— Start DATA RECORDS —

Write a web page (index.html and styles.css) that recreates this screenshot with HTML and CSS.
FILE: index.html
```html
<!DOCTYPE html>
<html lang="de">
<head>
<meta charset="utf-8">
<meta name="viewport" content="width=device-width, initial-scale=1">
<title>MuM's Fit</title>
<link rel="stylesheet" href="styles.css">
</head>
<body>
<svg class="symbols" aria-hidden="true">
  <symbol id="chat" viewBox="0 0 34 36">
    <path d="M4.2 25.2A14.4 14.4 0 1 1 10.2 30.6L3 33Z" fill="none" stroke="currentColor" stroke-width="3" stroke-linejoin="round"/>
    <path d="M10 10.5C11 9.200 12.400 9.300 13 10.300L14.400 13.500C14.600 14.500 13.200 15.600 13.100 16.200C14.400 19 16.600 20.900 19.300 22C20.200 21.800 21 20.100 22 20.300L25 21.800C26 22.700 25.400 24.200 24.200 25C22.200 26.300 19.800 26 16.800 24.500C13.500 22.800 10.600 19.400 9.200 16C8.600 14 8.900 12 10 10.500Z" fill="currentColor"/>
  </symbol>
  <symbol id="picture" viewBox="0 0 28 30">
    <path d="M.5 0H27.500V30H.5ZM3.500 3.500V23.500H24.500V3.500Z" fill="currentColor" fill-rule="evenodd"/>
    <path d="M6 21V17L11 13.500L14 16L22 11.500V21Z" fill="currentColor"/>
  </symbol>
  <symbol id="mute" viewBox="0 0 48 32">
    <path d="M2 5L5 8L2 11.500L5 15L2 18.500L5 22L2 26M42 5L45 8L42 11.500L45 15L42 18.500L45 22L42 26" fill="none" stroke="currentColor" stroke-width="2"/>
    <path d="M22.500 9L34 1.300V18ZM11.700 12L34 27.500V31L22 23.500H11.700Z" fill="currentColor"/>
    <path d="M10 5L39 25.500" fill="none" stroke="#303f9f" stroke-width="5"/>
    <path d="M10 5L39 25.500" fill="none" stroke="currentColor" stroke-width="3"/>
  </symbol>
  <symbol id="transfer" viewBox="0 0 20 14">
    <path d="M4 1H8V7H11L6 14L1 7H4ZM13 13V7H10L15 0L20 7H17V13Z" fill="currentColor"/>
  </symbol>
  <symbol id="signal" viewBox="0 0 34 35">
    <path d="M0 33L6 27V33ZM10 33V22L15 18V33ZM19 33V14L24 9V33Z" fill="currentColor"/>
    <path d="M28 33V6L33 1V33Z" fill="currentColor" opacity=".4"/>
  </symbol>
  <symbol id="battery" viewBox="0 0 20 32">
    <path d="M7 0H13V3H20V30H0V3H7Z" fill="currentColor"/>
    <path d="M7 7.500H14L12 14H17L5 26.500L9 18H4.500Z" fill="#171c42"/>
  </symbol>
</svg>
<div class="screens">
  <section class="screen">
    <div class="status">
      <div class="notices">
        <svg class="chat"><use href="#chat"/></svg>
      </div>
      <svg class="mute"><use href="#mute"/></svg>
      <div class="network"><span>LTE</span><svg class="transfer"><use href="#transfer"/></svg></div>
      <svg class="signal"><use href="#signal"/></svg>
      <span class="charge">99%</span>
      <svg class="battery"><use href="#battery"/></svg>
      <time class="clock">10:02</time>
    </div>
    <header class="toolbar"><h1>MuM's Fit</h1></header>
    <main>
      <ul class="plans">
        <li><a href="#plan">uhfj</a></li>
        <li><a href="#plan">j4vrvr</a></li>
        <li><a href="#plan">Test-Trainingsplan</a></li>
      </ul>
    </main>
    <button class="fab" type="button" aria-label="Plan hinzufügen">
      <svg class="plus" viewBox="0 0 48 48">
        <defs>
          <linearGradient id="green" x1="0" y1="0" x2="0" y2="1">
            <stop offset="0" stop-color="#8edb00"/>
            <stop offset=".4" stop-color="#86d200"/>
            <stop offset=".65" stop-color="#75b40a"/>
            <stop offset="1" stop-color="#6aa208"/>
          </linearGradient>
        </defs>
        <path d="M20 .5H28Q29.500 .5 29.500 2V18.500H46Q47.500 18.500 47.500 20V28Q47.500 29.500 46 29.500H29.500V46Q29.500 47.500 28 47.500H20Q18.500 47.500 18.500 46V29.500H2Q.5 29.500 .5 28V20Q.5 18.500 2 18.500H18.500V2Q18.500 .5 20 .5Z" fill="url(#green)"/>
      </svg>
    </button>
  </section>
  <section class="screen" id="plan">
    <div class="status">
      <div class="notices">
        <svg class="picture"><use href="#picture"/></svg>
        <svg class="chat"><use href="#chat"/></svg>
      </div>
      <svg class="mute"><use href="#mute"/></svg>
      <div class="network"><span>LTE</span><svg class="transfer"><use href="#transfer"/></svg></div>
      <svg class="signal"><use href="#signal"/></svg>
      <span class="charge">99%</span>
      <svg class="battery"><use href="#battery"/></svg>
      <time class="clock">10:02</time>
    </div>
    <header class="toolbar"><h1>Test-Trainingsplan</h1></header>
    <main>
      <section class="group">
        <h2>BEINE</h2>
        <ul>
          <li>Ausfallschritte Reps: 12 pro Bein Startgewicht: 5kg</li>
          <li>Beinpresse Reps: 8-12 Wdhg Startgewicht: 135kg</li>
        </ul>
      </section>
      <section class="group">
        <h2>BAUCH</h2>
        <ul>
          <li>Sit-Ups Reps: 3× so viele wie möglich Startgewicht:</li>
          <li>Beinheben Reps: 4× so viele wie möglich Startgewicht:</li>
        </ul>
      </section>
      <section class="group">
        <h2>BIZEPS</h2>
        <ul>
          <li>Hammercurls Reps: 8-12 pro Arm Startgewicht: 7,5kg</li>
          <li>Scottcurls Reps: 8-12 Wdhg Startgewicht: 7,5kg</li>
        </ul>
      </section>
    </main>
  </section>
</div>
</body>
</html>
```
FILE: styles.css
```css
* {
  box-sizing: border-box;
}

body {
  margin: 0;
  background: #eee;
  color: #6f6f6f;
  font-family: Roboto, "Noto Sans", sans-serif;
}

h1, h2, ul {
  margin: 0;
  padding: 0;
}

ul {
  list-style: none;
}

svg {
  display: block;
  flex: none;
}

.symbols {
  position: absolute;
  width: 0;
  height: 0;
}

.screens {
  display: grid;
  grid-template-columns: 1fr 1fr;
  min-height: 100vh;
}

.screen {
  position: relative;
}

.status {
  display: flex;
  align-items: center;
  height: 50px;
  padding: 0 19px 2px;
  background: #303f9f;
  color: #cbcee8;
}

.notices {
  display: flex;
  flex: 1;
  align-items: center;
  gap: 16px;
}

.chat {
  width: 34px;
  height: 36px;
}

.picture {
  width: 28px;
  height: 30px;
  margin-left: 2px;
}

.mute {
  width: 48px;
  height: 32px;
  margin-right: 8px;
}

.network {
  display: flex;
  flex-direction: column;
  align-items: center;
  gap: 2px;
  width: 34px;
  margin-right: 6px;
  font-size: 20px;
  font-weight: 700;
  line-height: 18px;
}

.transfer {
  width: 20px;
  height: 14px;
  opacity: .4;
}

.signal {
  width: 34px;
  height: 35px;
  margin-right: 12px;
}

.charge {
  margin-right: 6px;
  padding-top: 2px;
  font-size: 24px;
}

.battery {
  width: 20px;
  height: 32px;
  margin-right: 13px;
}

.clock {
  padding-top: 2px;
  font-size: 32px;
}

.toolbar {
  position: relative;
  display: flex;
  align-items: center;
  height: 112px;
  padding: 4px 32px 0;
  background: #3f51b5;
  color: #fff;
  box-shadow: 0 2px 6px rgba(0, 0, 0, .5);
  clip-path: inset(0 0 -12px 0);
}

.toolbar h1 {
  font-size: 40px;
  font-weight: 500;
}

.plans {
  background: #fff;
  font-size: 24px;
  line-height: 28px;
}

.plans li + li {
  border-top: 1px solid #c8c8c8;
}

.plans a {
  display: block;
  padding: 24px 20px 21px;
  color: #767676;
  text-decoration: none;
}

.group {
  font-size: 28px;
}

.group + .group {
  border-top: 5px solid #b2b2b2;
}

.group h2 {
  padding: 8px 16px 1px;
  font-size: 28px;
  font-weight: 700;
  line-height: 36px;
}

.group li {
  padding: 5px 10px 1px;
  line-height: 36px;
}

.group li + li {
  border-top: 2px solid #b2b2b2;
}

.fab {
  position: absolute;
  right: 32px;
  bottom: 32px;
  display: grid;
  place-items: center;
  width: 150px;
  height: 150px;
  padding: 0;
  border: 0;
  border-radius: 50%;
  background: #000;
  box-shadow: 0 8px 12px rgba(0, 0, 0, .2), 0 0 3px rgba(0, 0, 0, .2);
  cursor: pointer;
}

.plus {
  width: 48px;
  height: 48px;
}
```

— End DATA RECORDS —
— Start DATA RECORDS —

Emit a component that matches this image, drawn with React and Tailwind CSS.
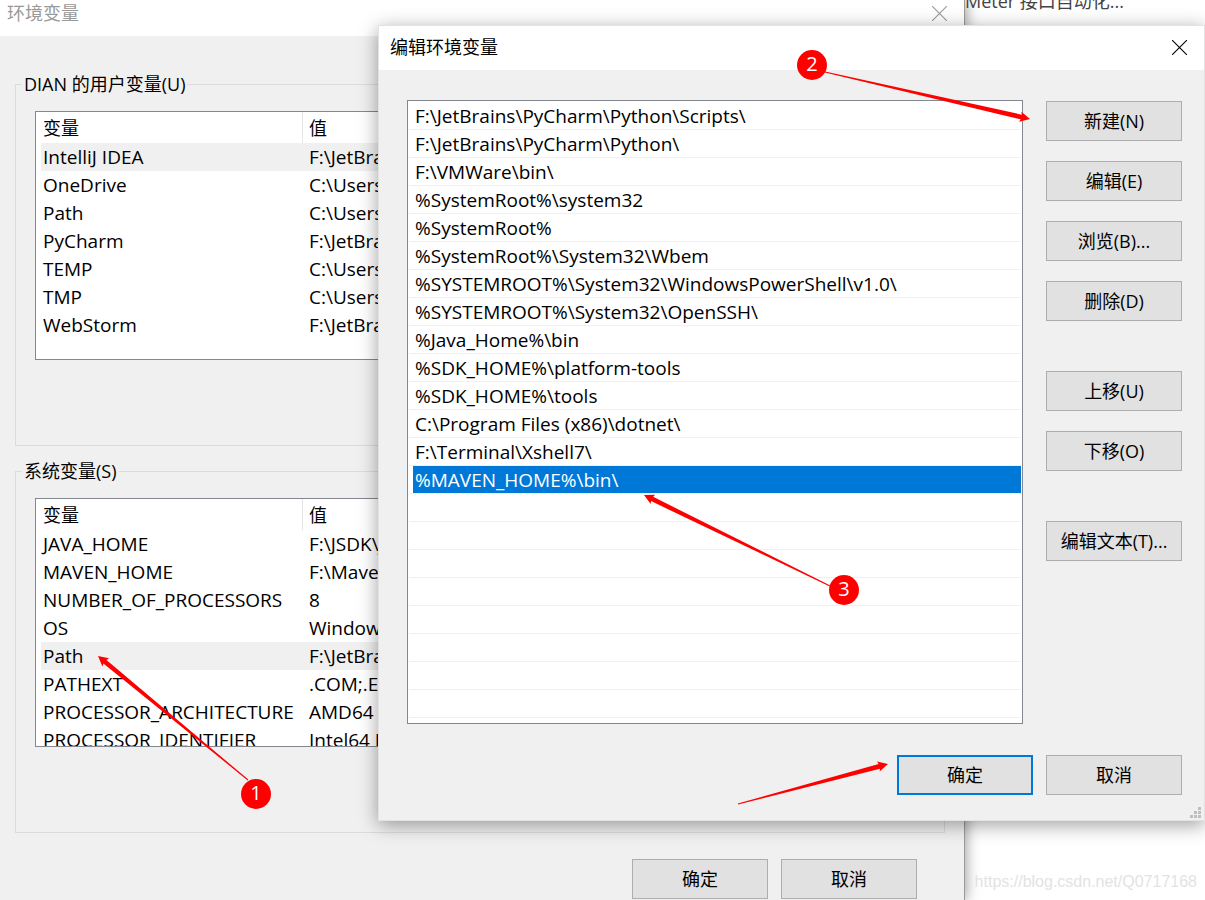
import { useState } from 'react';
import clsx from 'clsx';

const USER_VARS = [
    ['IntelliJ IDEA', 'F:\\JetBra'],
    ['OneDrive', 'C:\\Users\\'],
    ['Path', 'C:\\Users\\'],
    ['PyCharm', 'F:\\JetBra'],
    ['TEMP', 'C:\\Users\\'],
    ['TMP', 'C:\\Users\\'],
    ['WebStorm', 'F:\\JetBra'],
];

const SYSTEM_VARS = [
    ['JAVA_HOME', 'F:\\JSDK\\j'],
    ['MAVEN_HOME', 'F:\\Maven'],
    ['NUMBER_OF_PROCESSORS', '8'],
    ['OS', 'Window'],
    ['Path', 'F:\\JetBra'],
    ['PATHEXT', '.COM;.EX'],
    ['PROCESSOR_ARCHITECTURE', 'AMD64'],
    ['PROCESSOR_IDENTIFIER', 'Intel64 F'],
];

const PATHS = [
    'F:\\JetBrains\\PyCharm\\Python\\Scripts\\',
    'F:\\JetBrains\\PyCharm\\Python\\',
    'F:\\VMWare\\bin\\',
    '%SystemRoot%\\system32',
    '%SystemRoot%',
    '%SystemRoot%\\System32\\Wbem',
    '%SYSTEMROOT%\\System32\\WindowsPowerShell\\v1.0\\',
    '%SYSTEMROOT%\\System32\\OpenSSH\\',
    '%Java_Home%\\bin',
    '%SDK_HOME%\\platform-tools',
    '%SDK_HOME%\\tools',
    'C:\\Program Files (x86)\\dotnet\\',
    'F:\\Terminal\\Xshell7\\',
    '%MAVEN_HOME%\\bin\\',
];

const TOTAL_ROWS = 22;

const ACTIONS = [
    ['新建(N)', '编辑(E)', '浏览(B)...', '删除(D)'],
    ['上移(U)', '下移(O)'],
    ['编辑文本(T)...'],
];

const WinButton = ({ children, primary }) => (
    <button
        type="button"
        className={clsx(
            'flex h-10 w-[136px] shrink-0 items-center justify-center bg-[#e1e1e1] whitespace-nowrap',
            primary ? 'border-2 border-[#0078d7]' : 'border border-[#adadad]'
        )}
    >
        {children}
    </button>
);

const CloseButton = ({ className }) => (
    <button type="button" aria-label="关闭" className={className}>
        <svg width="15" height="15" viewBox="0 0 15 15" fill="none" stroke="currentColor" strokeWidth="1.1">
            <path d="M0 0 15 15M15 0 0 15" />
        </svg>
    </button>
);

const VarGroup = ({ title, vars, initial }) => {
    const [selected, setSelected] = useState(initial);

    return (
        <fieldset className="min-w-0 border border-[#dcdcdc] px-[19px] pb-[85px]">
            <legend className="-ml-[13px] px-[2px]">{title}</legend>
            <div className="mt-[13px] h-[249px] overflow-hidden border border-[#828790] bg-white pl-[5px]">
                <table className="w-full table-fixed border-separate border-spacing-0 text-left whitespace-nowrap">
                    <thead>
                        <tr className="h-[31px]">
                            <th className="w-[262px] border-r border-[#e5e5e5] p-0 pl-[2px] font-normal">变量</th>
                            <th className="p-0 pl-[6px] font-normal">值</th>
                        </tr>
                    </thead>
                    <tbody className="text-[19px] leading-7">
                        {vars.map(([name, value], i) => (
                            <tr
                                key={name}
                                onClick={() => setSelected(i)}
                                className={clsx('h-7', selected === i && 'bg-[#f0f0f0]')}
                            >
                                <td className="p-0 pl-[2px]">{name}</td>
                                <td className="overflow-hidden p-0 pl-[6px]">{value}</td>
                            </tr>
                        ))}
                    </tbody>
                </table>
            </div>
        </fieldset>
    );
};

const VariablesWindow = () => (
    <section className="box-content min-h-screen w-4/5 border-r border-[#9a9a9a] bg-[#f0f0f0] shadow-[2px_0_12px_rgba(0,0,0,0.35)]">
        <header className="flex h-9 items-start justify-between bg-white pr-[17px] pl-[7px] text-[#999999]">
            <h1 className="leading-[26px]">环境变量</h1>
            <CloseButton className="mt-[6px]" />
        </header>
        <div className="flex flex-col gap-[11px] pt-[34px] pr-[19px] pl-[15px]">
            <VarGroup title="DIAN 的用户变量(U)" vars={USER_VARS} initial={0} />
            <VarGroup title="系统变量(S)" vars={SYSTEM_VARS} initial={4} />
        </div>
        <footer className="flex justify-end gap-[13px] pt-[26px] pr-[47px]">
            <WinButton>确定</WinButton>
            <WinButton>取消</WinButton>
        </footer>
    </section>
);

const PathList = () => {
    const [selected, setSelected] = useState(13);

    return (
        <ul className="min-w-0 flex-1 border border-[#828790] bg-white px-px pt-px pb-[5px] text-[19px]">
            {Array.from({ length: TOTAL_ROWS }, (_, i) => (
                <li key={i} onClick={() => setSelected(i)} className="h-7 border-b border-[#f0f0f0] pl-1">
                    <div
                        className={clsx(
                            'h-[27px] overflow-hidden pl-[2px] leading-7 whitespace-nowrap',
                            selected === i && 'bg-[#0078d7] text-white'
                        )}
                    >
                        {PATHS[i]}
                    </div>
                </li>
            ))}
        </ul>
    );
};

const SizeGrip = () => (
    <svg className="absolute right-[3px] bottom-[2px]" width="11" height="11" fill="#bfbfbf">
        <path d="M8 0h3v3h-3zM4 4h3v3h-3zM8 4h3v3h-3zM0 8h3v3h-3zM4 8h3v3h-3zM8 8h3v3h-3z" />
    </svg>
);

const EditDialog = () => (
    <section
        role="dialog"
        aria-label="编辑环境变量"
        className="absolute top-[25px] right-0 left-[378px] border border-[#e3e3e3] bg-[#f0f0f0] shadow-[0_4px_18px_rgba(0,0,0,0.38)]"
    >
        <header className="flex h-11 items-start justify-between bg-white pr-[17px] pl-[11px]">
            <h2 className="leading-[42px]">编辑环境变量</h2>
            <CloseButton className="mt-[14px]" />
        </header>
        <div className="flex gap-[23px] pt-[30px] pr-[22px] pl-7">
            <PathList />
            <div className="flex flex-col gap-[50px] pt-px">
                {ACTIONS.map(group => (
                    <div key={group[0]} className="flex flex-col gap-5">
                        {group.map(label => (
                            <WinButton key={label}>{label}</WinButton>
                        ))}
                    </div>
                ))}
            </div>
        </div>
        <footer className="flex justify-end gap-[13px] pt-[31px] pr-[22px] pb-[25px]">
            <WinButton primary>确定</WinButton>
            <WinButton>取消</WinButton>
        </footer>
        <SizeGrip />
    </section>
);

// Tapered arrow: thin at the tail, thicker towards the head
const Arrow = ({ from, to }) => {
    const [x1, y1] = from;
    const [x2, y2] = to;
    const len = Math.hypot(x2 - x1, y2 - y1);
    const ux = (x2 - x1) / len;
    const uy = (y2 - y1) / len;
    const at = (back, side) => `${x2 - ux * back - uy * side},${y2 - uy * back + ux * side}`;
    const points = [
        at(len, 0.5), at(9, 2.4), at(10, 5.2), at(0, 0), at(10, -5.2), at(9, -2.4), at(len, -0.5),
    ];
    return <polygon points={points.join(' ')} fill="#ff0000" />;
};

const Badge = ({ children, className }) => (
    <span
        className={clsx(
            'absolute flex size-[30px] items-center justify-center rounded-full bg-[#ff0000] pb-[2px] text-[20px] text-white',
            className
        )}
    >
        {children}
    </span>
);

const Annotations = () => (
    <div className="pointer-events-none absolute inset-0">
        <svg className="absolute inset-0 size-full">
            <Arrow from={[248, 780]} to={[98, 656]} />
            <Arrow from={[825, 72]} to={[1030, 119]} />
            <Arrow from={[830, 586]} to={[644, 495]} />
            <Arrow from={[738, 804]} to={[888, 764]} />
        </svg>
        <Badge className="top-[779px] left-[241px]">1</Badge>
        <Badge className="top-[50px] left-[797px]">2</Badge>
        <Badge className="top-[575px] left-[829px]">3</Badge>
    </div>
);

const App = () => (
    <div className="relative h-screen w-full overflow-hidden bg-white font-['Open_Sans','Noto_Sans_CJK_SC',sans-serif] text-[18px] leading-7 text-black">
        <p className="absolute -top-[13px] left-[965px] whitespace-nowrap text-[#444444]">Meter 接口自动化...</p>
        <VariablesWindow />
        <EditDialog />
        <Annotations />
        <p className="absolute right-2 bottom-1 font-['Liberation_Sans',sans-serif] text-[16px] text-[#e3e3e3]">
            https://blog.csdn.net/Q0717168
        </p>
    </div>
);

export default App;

— End DATA RECORDS —

_EXERCISE REQUIREMENTS_
Skip every picture. Repeat the lines from the one with "Emit a component" through the one with "import clsx from 'clsx';", both ends included.

_FINAL RESULT_
Emit a component that matches this image, drawn with React and Tailwind CSS.
import { useState } from 'react';
import clsx from 'clsx';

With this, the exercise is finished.